▶ **WHAT THE TASK REQUIRES**:
Quote the whole listing word for word. Do not include the pictures.

** begin **

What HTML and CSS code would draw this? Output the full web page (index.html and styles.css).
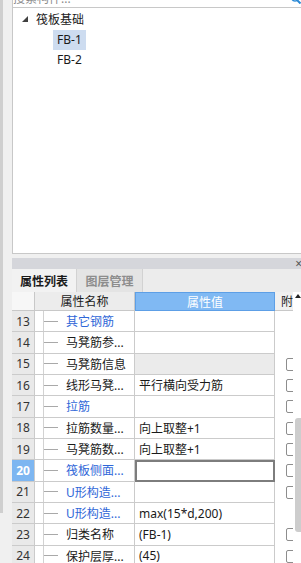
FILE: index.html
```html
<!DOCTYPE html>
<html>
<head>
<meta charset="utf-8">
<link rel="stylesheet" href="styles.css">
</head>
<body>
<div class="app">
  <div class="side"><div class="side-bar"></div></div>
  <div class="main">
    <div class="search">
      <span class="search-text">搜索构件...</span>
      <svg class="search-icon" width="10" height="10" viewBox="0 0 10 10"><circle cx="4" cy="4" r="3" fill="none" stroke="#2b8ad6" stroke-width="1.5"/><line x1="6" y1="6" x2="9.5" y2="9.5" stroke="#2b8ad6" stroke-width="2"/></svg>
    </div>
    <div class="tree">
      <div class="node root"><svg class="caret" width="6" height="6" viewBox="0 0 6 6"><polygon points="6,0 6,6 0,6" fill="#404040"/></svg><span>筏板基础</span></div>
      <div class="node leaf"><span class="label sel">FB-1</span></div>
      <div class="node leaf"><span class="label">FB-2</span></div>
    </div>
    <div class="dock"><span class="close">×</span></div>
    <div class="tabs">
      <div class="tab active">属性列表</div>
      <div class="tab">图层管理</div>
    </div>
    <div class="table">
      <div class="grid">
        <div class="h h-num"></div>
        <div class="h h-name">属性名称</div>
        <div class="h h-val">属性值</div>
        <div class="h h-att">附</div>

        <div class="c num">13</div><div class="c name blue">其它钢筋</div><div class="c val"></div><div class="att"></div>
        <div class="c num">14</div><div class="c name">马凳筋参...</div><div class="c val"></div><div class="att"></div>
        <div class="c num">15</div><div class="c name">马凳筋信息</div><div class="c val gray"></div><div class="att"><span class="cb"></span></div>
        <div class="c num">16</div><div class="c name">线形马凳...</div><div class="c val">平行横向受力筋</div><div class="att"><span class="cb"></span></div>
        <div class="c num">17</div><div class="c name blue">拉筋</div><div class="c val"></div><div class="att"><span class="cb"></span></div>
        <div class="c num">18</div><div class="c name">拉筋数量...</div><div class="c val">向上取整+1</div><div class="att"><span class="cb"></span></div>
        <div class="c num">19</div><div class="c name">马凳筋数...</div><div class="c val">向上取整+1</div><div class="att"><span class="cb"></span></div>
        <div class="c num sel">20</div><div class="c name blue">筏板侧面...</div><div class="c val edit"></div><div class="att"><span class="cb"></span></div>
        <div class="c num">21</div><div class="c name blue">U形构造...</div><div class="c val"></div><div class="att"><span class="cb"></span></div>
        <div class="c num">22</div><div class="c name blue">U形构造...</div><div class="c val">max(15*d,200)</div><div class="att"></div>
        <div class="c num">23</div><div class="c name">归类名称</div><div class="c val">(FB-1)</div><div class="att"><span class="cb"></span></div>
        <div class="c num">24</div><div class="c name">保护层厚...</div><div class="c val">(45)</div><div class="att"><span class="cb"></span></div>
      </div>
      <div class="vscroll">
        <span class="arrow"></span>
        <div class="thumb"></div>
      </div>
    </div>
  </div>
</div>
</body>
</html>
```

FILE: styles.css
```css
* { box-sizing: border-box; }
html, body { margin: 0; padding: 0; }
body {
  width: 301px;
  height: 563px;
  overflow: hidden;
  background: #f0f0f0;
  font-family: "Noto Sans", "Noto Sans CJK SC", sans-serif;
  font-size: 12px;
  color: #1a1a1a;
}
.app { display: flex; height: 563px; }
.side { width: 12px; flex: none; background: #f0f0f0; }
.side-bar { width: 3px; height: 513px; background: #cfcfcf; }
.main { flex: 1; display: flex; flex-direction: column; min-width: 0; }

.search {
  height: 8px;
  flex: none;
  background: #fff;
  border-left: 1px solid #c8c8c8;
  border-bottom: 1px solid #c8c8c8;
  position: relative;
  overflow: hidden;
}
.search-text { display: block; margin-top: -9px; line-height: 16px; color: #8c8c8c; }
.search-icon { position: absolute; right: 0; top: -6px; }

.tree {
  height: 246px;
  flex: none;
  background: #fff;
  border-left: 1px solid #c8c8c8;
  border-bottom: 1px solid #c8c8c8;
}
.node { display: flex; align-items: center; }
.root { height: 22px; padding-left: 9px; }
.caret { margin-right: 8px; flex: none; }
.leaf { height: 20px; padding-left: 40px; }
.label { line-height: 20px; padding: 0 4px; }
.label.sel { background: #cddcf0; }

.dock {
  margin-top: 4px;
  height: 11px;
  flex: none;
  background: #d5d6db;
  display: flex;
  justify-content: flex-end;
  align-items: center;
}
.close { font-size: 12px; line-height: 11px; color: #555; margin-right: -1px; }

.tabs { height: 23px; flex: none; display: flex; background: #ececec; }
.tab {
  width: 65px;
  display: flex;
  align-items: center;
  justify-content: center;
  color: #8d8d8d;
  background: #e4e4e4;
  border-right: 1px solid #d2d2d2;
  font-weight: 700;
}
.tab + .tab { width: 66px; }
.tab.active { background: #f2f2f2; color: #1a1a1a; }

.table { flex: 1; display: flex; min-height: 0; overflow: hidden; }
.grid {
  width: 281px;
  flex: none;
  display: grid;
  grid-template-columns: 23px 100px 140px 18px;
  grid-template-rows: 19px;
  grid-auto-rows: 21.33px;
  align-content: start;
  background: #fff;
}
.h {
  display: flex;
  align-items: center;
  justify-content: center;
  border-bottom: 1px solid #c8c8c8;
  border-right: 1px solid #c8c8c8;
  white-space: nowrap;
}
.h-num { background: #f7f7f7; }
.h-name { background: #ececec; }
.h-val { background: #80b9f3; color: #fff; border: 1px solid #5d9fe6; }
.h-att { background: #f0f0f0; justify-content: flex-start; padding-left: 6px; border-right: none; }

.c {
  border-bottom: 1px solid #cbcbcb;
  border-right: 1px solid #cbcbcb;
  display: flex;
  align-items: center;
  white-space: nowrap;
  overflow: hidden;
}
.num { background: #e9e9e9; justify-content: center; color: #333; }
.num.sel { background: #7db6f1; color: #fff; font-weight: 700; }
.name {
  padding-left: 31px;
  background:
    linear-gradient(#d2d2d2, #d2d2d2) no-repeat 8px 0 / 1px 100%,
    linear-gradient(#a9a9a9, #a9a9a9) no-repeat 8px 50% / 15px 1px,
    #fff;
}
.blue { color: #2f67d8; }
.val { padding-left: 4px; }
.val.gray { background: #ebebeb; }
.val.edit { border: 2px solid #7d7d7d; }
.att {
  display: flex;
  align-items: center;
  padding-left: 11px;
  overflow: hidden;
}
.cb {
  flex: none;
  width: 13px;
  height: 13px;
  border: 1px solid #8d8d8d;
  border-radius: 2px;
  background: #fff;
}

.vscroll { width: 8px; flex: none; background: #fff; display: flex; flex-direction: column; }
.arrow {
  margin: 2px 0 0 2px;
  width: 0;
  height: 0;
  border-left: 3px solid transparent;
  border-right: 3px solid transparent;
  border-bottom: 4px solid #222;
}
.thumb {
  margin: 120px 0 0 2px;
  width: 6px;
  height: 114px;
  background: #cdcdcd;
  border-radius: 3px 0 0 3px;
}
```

** end **

▶ **OUTPUT**:
What HTML and CSS code would draw this? Output the full web page (index.html and styles.css).
FILE: index.html
```html
<!DOCTYPE html>
<html>
<head>
<meta charset="utf-8">
<link rel="stylesheet" href="styles.css">
</head>
<body>
<div class="app">
  <div class="side"><div class="side-bar"></div></div>
  <div class="main">
    <div class="search">
      <span class="search-text">搜索构件...</span>
      <svg class="search-icon" width="10" height="10" viewBox="0 0 10 10"><circle cx="4" cy="4" r="3" fill="none" stroke="#2b8ad6" stroke-width="1.5"/><line x1="6" y1="6" x2="9.5" y2="9.5" stroke="#2b8ad6" stroke-width="2"/></svg>
    </div>
    <div class="tree">
      <div class="node root"><svg class="caret" width="6" height="6" viewBox="0 0 6 6"><polygon points="6,0 6,6 0,6" fill="#404040"/></svg><span>筏板基础</span></div>
      <div class="node leaf"><span class="label sel">FB-1</span></div>
      <div class="node leaf"><span class="label">FB-2</span></div>
    </div>
    <div class="dock"><span class="close">×</span></div>
    <div class="tabs">
      <div class="tab active">属性列表</div>
      <div class="tab">图层管理</div>
    </div>
    <div class="table">
      <div class="grid">
        <div class="h h-num"></div>
        <div class="h h-name">属性名称</div>
        <div class="h h-val">属性值</div>
        <div class="h h-att">附</div>

        <div class="c num">13</div><div class="c name blue">其它钢筋</div><div class="c val"></div><div class="att"></div>
        <div class="c num">14</div><div class="c name">马凳筋参...</div><div class="c val"></div><div class="att"></div>
        <div class="c num">15</div><div class="c name">马凳筋信息</div><div class="c val gray"></div><div class="att"><span class="cb"></span></div>
        <div class="c num">16</div><div class="c name">线形马凳...</div><div class="c val">平行横向受力筋</div><div class="att"><span class="cb"></span></div>
        <div class="c num">17</div><div class="c name blue">拉筋</div><div class="c val"></div><div class="att"><span class="cb"></span></div>
        <div class="c num">18</div><div class="c name">拉筋数量...</div><div class="c val">向上取整+1</div><div class="att"><span class="cb"></span></div>
        <div class="c num">19</div><div class="c name">马凳筋数...</div><div class="c val">向上取整+1</div><div class="att"><span class="cb"></span></div>
        <div class="c num sel">20</div><div class="c name blue">筏板侧面...</div><div class="c val edit"></div><div class="att"><span class="cb"></span></div>
        <div class="c num">21</div><div class="c name blue">U形构造...</div><div class="c val"></div><div class="att"><span class="cb"></span></div>
        <div class="c num">22</div><div class="c name blue">U形构造...</div><div class="c val">max(15*d,200)</div><div class="att"></div>
        <div class="c num">23</div><div class="c name">归类名称</div><div class="c val">(FB-1)</div><div class="att"><span class="cb"></span></div>
        <div class="c num">24</div><div class="c name">保护层厚...</div><div class="c val">(45)</div><div class="att"><span class="cb"></span></div>
      </div>
      <div class="vscroll">
        <span class="arrow"></span>
        <div class="thumb"></div>
      </div>
    </div>
  </div>
</div>
</body>
</html>
```

FILE: styles.css
```css
* { box-sizing: border-box; }
html, body { margin: 0; padding: 0; }
body {
  width: 301px;
  height: 563px;
  overflow: hidden;
  background: #f0f0f0;
  font-family: "Noto Sans", "Noto Sans CJK SC", sans-serif;
  font-size: 12px;
  color: #1a1a1a;
}
.app { display: flex; height: 563px; }
.side { width: 12px; flex: none; background: #f0f0f0; }
.side-bar { width: 3px; height: 513px; background: #cfcfcf; }
.main { flex: 1; display: flex; flex-direction: column; min-width: 0; }

.search {
  height: 8px;
  flex: none;
  background: #fff;
  border-left: 1px solid #c8c8c8;
  border-bottom: 1px solid #c8c8c8;
  position: relative;
  overflow: hidden;
}
.search-text { display: block; margin-top: -9px; line-height: 16px; color: #8c8c8c; }
.search-icon { position: absolute; right: 0; top: -6px; }

.tree {
  height: 246px;
  flex: none;
  background: #fff;
  border-left: 1px solid #c8c8c8;
  border-bottom: 1px solid #c8c8c8;
}
.node { display: flex; align-items: center; }
.root { height: 22px; padding-left: 9px; }
.caret { margin-right: 8px; flex: none; }
.leaf { height: 20px; padding-left: 40px; }
.label { line-height: 20px; padding: 0 4px; }
.label.sel { background: #cddcf0; }

.dock {
  margin-top: 4px;
  height: 11px;
  flex: none;
  background: #d5d6db;
  display: flex;
  justify-content: flex-end;
  align-items: center;
}
.close { font-size: 12px; line-height: 11px; color: #555; margin-right: -1px; }

.tabs { height: 23px; flex: none; display: flex; background: #ececec; }
.tab {
  width: 65px;
  display: flex;
  align-items: center;
  justify-content: center;
  color: #8d8d8d;
  background: #e4e4e4;
  border-right: 1px solid #d2d2d2;
  font-weight: 700;
}
.tab + .tab { width: 66px; }
.tab.active { background: #f2f2f2; color: #1a1a1a; }

.table { flex: 1; display: flex; min-height: 0; overflow: hidden; }
.grid {
  width: 281px;
  flex: none;
  display: grid;
  grid-template-columns: 23px 100px 140px 18px;
  grid-template-rows: 19px;
  grid-auto-rows: 21.33px;
  align-content: start;
  background: #fff;
}
.h {
  display: flex;
  align-items: center;
  justify-content: center;
  border-bottom: 1px solid #c8c8c8;
  border-right: 1px solid #c8c8c8;
  white-space: nowrap;
}
.h-num { background: #f7f7f7; }
.h-name { background: #ececec; }
.h-val { background: #80b9f3; color: #fff; border: 1px solid #5d9fe6; }
.h-att { background: #f0f0f0; justify-content: flex-start; padding-left: 6px; border-right: none; }

.c {
  border-bottom: 1px solid #cbcbcb;
  border-right: 1px solid #cbcbcb;
  display: flex;
  align-items: center;
  white-space: nowrap;
  overflow: hidden;
}
.num { background: #e9e9e9; justify-content: center; color: #333; }
.num.sel { background: #7db6f1; color: #fff; font-weight: 700; }
.name {
  padding-left: 31px;
  background:
    linear-gradient(#d2d2d2, #d2d2d2) no-repeat 8px 0 / 1px 100%,
    linear-gradient(#a9a9a9, #a9a9a9) no-repeat 8px 50% / 15px 1px,
    #fff;
}
.blue { color: #2f67d8; }
.val { padding-left: 4px; }
.val.gray { background: #ebebeb; }
.val.edit { border: 2px solid #7d7d7d; }
.att {
  display: flex;
  align-items: center;
  padding-left: 11px;
  overflow: hidden;
}
.cb {
  flex: none;
  width: 13px;
  height: 13px;
  border: 1px solid #8d8d8d;
  border-radius: 2px;
  background: #fff;
}

.vscroll { width: 8px; flex: none; background: #fff; display: flex; flex-direction: column; }
.arrow {
  margin: 2px 0 0 2px;
  width: 0;
  height: 0;
  border-left: 3px solid transparent;
  border-right: 3px solid transparent;
  border-bottom: 4px solid #222;
}
.thumb {
  margin: 120px 0 0 2px;
  width: 6px;
  height: 114px;
  background: #cdcdcd;
  border-radius: 3px 0 0 3px;
}
```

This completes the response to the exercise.